Tally the lines containing the word "this", and report the tally alone.

§ **DATA SUPPLIED**
= = = = =
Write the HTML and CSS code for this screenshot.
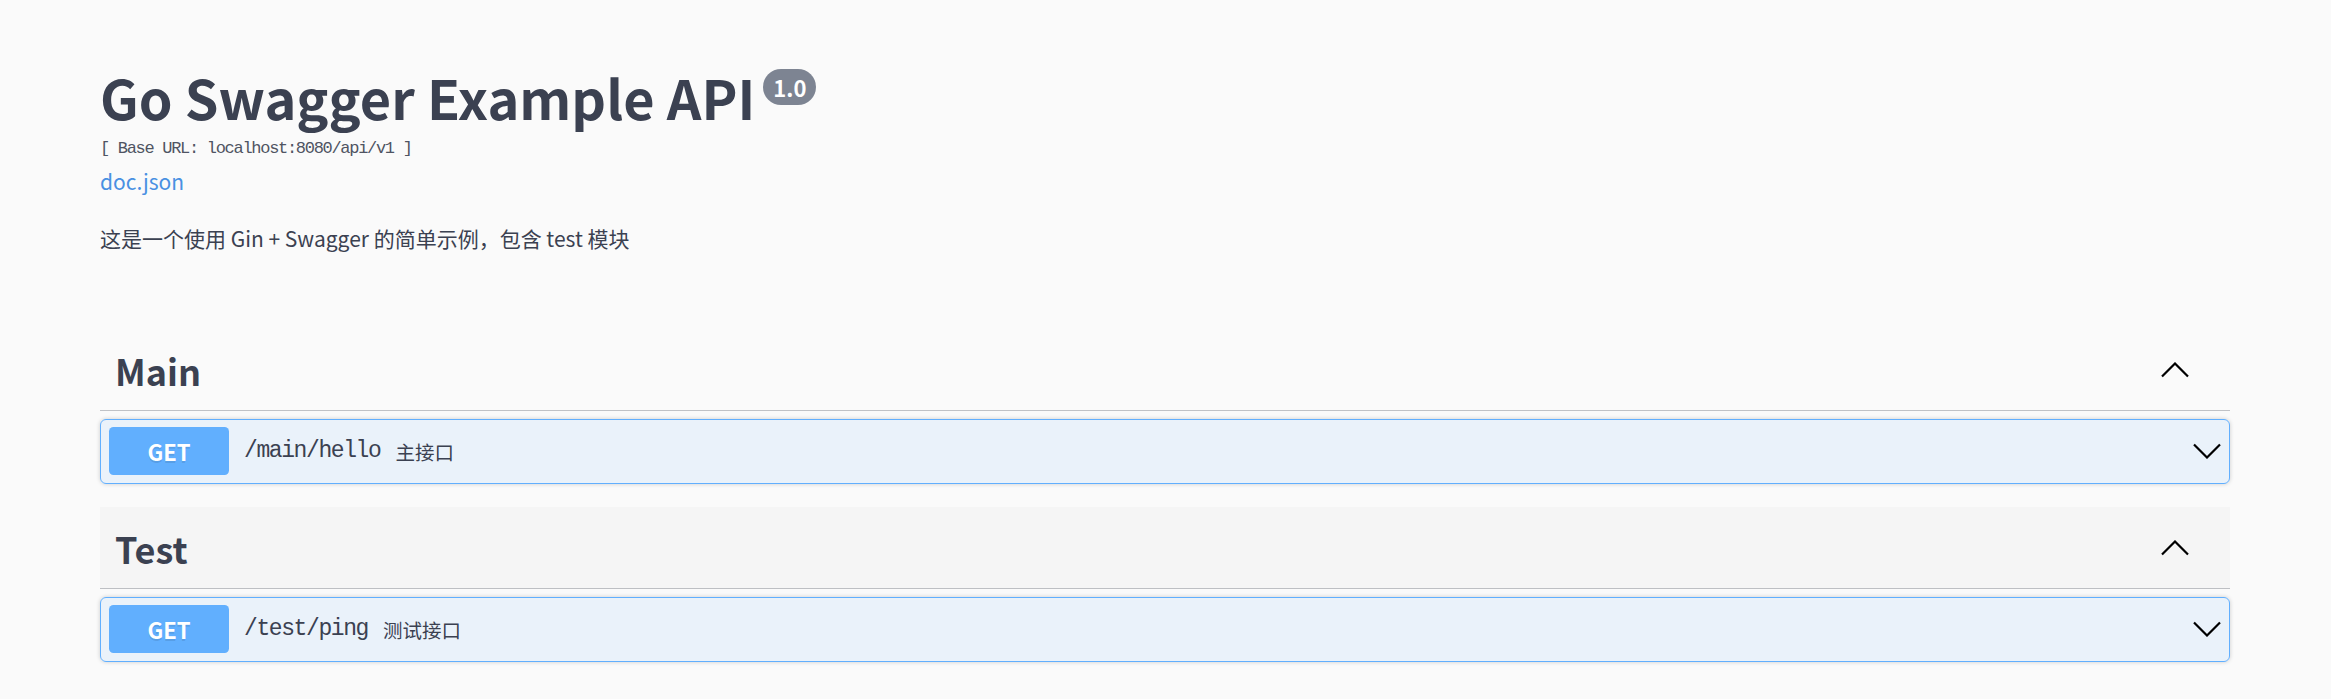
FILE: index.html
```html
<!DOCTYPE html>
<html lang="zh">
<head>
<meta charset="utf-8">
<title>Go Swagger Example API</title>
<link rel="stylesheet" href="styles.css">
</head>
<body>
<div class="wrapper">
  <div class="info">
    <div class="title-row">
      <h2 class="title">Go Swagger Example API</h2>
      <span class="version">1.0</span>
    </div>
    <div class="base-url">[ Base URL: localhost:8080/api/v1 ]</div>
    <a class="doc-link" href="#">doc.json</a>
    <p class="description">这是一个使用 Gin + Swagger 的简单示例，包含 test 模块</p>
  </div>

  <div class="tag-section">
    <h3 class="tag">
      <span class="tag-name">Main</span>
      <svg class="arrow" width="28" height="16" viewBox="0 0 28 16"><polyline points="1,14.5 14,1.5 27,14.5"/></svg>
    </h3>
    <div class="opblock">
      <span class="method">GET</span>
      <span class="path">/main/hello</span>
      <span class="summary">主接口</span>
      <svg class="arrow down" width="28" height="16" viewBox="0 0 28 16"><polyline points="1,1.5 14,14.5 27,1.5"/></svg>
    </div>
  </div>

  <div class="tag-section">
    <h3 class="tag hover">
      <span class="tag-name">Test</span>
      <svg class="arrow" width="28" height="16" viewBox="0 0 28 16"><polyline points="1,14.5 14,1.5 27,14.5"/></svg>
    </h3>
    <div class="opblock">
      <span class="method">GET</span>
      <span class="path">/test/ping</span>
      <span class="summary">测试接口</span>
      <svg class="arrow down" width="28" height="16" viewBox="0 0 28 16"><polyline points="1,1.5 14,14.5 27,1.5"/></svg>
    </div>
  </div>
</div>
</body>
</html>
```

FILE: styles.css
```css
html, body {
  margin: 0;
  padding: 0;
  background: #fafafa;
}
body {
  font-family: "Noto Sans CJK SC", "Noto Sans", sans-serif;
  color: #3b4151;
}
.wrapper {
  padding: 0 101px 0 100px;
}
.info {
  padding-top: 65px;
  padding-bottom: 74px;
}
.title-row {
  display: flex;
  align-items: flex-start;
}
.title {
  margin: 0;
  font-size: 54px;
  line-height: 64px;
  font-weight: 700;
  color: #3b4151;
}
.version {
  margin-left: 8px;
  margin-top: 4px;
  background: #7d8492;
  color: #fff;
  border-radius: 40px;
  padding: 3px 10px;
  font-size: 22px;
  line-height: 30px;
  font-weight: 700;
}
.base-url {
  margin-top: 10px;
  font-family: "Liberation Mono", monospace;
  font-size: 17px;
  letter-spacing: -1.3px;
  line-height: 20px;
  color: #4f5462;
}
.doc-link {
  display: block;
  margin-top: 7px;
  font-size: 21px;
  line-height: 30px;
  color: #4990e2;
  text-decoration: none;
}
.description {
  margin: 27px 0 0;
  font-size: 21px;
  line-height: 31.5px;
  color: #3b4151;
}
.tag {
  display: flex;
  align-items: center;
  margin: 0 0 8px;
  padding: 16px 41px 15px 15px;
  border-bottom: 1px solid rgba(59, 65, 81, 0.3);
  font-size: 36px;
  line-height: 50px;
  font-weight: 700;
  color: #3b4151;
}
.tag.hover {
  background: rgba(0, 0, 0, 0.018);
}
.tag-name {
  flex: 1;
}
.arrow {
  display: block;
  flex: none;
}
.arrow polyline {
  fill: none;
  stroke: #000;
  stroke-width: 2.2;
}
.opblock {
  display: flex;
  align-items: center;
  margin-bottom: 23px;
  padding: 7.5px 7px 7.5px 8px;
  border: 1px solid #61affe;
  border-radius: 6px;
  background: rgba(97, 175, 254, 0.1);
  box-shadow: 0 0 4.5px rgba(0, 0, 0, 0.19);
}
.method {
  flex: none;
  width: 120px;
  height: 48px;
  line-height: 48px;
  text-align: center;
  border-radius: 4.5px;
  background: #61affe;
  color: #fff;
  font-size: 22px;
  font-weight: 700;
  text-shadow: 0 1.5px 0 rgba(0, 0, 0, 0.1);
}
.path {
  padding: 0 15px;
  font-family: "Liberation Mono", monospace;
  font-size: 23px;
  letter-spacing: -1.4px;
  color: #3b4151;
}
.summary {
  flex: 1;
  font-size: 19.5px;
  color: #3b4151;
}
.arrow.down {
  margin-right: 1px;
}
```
= = = = =
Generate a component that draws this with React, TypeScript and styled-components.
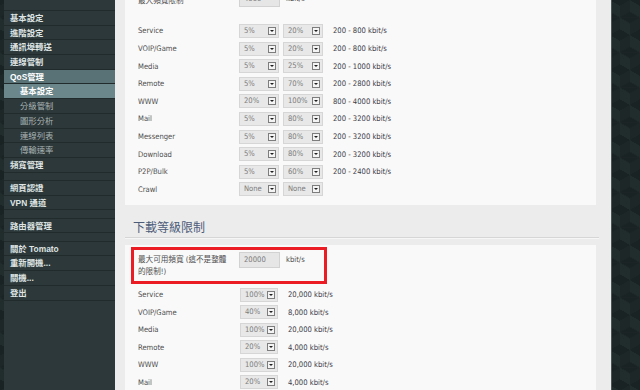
= = = = =
§ **IN RESPONSE**
2